##### DATA TO USE
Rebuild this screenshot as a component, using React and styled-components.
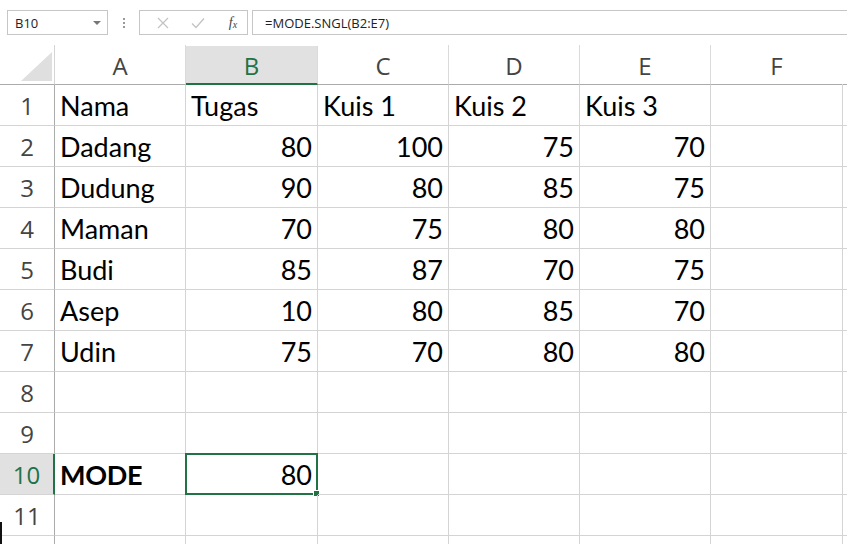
import styled, { createGlobalStyle } from "styled-components";

const GlobalStyle = createGlobalStyle`
  html, body {
    margin: 0;
    padding: 0;
    background: #ffffff;
  }
  body {
    font-family: "Open Sans", "Liberation Sans", sans-serif;
  }
`;

const colWidths = [55, 131, 132, 131, 131, 131, 132];
const columns = ["A", "B", "C", "D", "E", "F"];

const rows = [
  ["Nama", "Tugas", "Kuis 1", "Kuis 2", "Kuis 3", ""],
  ["Dadang", 80, 100, 75, 70, ""],
  ["Dudung", 90, 80, 85, 75, ""],
  ["Maman", 70, 75, 80, 80, ""],
  ["Budi", 85, 87, 70, 75, ""],
  ["Asep", 10, 80, 85, 70, ""],
  ["Udin", 75, 70, 80, 80, ""],
  ["", "", "", "", "", ""],
  ["", "", "", "", "", ""],
  ["MODE", 80, "", "", "", ""],
  ["", "", "", "", "", ""],
  ["", "", "", "", "", ""],
];

const Page = styled.div`
  width: 847px;
  height: 544px;
  overflow: hidden;
  position: relative;
  background: #fff;
`;

const Toolbar = styled.div`
  display: flex;
  align-items: center;
  height: 45px;
  padding: 10px 0 10px 7px;
  box-sizing: border-box;
  background: #fff;
`;

const NameBox = styled.div`
  width: 101px;
  height: 25px;
  box-sizing: border-box;
  border: 1px solid #c6c6c6;
  display: flex;
  align-items: center;
  justify-content: space-between;
  padding: 0 6px 0 7px;
  font-size: 13px;
  color: #222;
`;

const Caret = styled.span`
  width: 0;
  height: 0;
  border-left: 4px solid transparent;
  border-right: 4px solid transparent;
  border-top: 4px solid #777;
`;

const Grip = styled.div`
  width: 31px;
  display: flex;
  flex-direction: column;
  align-items: center;
  gap: 2px;
  & > span {
    width: 2px;
    height: 2px;
    background: #9a9a9a;
  }
`;

const FxBox = styled.div`
  width: 109px;
  height: 25px;
  box-sizing: border-box;
  border: 1px solid #c6c6c6;
  display: flex;
  align-items: center;
  padding-left: 13px;
  gap: 15px;
`;

const FxButton = styled.span`
  width: 20px;
  display: flex;
  justify-content: center;
  align-items: center;
  color: ${(p) => (p.$active ? "#444" : "#c4c4c4")};
  font-family: "Liberation Serif", serif;
  font-style: italic;
  font-size: 14px;
`;

const FormulaInput = styled.div`
  flex: 1;
  height: 25px;
  margin-left: 4px;
  box-sizing: border-box;
  border: 1px solid #c6c6c6;
  border-right: none;
  display: flex;
  align-items: center;
  padding-left: 12px;
  font-size: 13px;
  color: #222;
`;

const Sheet = styled.div`
  display: grid;
  grid-template-columns: ${colWidths.map((w) => w + "px").join(" ")} 1fr;
  grid-auto-rows: 41px;
  grid-template-rows: 40px;
`;

const Corner = styled.div`
  border-bottom: 1px solid #ababab;
  border-right: 1px solid #d4d4d4;
  position: relative;
  box-sizing: border-box;
  svg {
    position: absolute;
    left: 21px;
    top: 7px;
  }
`;

const ColHeader = styled.div`
  box-sizing: border-box;
  margin-top: ${(p) => (p.$selected ? "1px" : "0")};
  background: ${(p) => (p.$selected ? "#e1e1e1" : "#fff")};
  border-bottom: ${(p) => (p.$selected ? "2px solid #217346" : "1px solid #ababab")};
  border-right: 1px solid ${(p) => (p.$last ? "#fff" : "#dadada")};
  display: flex;
  align-items: center;
  justify-content: center;
  font-size: 24px;
  padding-top: ${(p) => (p.$selected ? "1px" : "2px")};
  color: ${(p) => (p.$selected ? "#217346" : "#444")};
  font-family: "Open Sans", "Liberation Sans", sans-serif;
`;

const RowHeader = styled.div`
  box-sizing: border-box;
  background: ${(p) => (p.$selected ? "#e1e1e1" : "#fff")};
  border-bottom: 1px solid #d4d4d4;
  border-right: ${(p) => (p.$selected ? "2px solid #217346" : "1px solid #ababab")};
  display: flex;
  align-items: center;
  justify-content: center;
  font-size: 24px;
  color: ${(p) => (p.$selected ? "#217346" : "#444")};
  font-family: "Open Sans", "Liberation Sans", sans-serif;
`;

const Cell = styled.div`
  box-sizing: border-box;
  border-bottom: 1px solid #d4d4d4;
  border-right: 1px solid #d4d4d4;
  display: flex;
  align-items: flex-end;
  justify-content: ${(p) => (p.$num ? "flex-end" : "flex-start")};
  padding: 0 5px 6px 5px;
  font-family: "Lato", "Liberation Sans", sans-serif;
  font-size: 27px;
  line-height: 1;
  font-weight: ${(p) => (p.$bold ? 700 : 400)};
  letter-spacing: ${(p) => (p.$bold ? "-0.3px" : "0")};
  color: #000;
  white-space: nowrap;
  position: relative;
`;

const Filler = styled.div`
  box-sizing: border-box;
  border-bottom: ${(p) => (p.$header ? "1px solid #ababab" : "1px solid #d4d4d4")};
`;

const Selection = styled.div`
  position: absolute;
  inset: -1px -1px -1px -1px;
  border: 2px solid #217346;
  pointer-events: none;
  &::after {
    content: "";
    position: absolute;
    right: -4px;
    bottom: -4px;
    width: 5px;
    height: 5px;
    background: #217346;
    border: 1px solid #fff;
  }
`;

const EdgeMark = styled.div`
  position: absolute;
  left: 0;
  top: 522px;
  width: 2px;
  height: 22px;
  background: #111;
`;

export default function App() {
  return (
    <Page>
      <GlobalStyle />
      <Toolbar>
        <NameBox>
          B10
          <Caret />
        </NameBox>
        <Grip>
          <span />
          <span />
          <span />
        </Grip>
        <FxBox>
          <FxButton>
            <svg width="12" height="12" viewBox="0 0 12 12">
              <path d="M1 1 L11 11 M11 1 L1 11" stroke="#c4c4c4" strokeWidth="1.3" fill="none" />
            </svg>
          </FxButton>
          <FxButton>
            <svg width="14" height="12" viewBox="0 0 14 12">
              <path d="M1 6.5 L5 10.5 L13 1.5" stroke="#c4c4c4" strokeWidth="1.4" fill="none" />
            </svg>
          </FxButton>
          <FxButton $active>
            f<span style={{ fontSize: "10px", marginTop: "3px" }}>x</span>
          </FxButton>
        </FxBox>
        <FormulaInput>=MODE.SNGL(B2:E7)</FormulaInput>
      </Toolbar>
      <Sheet>
        <Corner>
          <svg width="31" height="29" viewBox="0 0 31 29">
            <polygon points="31,0 31,29 0,29" fill="#dfdfdf" />
          </svg>
        </Corner>
        {columns.map((c, i) => (
          <ColHeader key={c} $selected={c === "B"} $last={i === columns.length - 1}>
            {c}
          </ColHeader>
        ))}
        <Filler $header />
        {rows.map((row, r) => [
          <RowHeader key={"h" + r} $selected={r === 9}>
            {r < 11 ? r + 1 : ""}
          </RowHeader>,
          ...row.map((v, c) => (
            <Cell key={r + "-" + c} $num={typeof v === "number"} $bold={r === 9 && c === 0}>
              {v}
              {r === 9 && c === 1 && <Selection />}
            </Cell>
          )),
          <Filler key={"f" + r} />,
        ])}
      </Sheet>
      <EdgeMark />
    </Page>
  );
}
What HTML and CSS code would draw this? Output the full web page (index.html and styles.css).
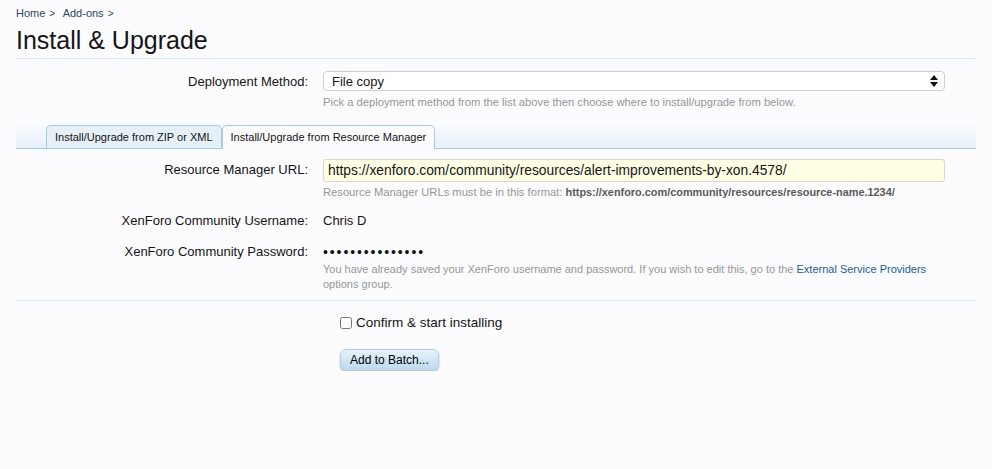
FILE: index.html
```html
<!DOCTYPE html>
<html lang="en">
<head>
  <meta charset="UTF-8" />
  <title>Install &amp; Upgrade</title>
  <link rel="stylesheet" href="styles.css">
</head>
<body>

  <div class="page">
    <nav class="crumbs">
      <a href="#">Home</a><span class="sep">&gt;</span>
      <a href="#">Add-ons</a><span class="sep">&gt;</span>
    </nav>

    <h1 class="title">Install &amp; Upgrade</h1>

    <form class="xform">
      <div class="ctrl-unit top-unit">
        <label class="ctrl-label">Deployment Method:</label>
        <div class="ctrl-field">
          <div class="select">
            <span>File copy</span>
            <svg class="select-arrows" width="8" height="12" viewBox="0 0 8 12">
              <path d="M4 0 L8 5 L0 5 Z M0 7 L8 7 L4 12 Z" fill="#111"/>
            </svg>
          </div>
          <p class="explain">Pick a deployment method from the list above then choose where to install/upgrade from below.</p>
        </div>
      </div>

      <ul class="tabs">
        <li class="tab">Install/Upgrade from ZIP or XML</li>
        <li class="tab active">Install/Upgrade from Resource Manager</li>
      </ul>

      <div class="ctrl-unit">
        <label class="ctrl-label">Resource Manager URL:</label>
        <div class="ctrl-field">
          <div class="textbox">https://xenforo.com/community/resources/alert-improvements-by-xon.4578/</div>
          <p class="explain">Resource Manager URLs must be in this format: <b>https://xenforo.com/community/resources/resource-name.1234/</b></p>
        </div>
      </div>

      <div class="ctrl-unit">
        <label class="ctrl-label">XenForo Community Username:</label>
        <div class="ctrl-field plain">Chris D</div>
      </div>

      <div class="ctrl-unit">
        <label class="ctrl-label">XenForo Community Password:</label>
        <div class="ctrl-field">
          <div class="plain dots">&bull;&bull;&bull;&bull;&bull;&bull;&bull;&bull;&bull;&bull;&bull;&bull;&bull;&bull;&bull;</div>
          <p class="explain flush">You have already saved your XenForo username and password. If you wish to edit this, go to the <a href="#">External Service Providers</a> options group.</p>
        </div>
      </div>

      <div class="submit-unit">
        <label class="check"><input type="checkbox" /> Confirm &amp; start installing</label>
        <button type="button" class="button">Add to Batch...</button>
      </div>
    </form>
  </div>

</body>
</html>
```

FILE: styles.css
```css
body {
  margin: 0;
  background: #fcfcff;
  color: #141414;
  font-family: 'Liberation Sans', Arial, sans-serif;
  font-size: 13px;
}

a {
  color: #176093;
  text-decoration: none;
}

.page {
  padding: 0 16px;
}

.crumbs {
  padding-top: 6px;
  font-size: 11px;
  line-height: 14px;
}

.crumbs a {
  color: #2b485c;
}

.crumbs .sep {
  margin: 0 5px 0 4px;
  color: #2b485c;
  font-size: 10px;
}

.title {
  margin: 5px 0 0;
  padding-bottom: 3px;
  font-size: 25px;
  font-weight: normal;
  line-height: 29px;
  border-bottom: 1px solid #d7e7f3;
}

.ctrl-unit {
  display: grid;
  grid-template-columns: 292px 622px;
  column-gap: 15px;
  margin-top: 10px;
}

.top-unit {
  margin-top: 12px;
}

.ctrl-label {
  text-align: right;
  line-height: 20px;
  padding-top: 1px;
}

.ctrl-field.plain,
.plain {
  line-height: 20px;
  padding-top: 1px;
}

.dots {
  font-size: 14px;
  letter-spacing: 1.9px;
}

.explain {
  margin: 3px 0 0;
  color: #969696;
  font-size: 11.2px;
  line-height: 15px;
}

.top-unit .explain {
  margin-top: 4px;
}

.explain.flush {
  margin-top: 0;
  font-size: 11px;
}

.explain b {
  color: #5a5a5a;
  font-size: 10.9px;
}

.select {
  display: flex;
  justify-content: space-between;
  align-items: center;
  height: 18px;
  padding: 0 6px 0 8px;
  border: 1px solid #cfcfcf;
  border-radius: 4px;
  background: #fff;
}

.textbox {
  height: 21px;
  line-height: 21px;
  padding: 0 4px;
  font-size: 13.8px;
  border: 1px solid #d8d8c8;
  border-radius: 3px;
  background: #ffffe6;
}

.tabs {
  display: flex;
  list-style: none;
  margin: 12px 0 0;
  padding: 3px 0 0 30px;
  border-bottom: 1px solid #a5cae4;
  background: linear-gradient(to bottom, #fcfcff, #e6f0f8);
}

.tab {
  padding: 0 8px;
  height: 22px;
  line-height: 22px;
  font-size: 11px;
  border: 1px solid #a5cae4;
  border-bottom: none;
  border-radius: 5px 5px 0 0;
  background: #e5f0f8;
}

.tab.active {
  background: #fcfcff;
  margin-bottom: -1px;
  height: 23px;
}

.submit-unit {
  margin-top: 8px;
  padding: 14px 0 0 324px;
  border-top: 1px solid #d7e7f3;
}

.check {
  display: flex;
  align-items: center;
  gap: 4px;
  font-size: 13.5px;
}

.check input {
  margin: 0;
  width: 12px;
  height: 12px;
}

.button {
  display: block;
  margin-top: 19px;
  padding: 0 9px;
  height: 22px;
  font-family: inherit;
  font-size: 12px;
  color: #000;
  border: 1px solid #b3cfe6;
  border-radius: 6px;
  background: linear-gradient(to bottom, #e8f2fa, #bcd8ee);
  box-shadow: 0 1px 2px rgba(0,0,0,0.3);
}
```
##########
Using the entries above, state how many lines include the word "components", with no other words.

▶ _REPLY_
2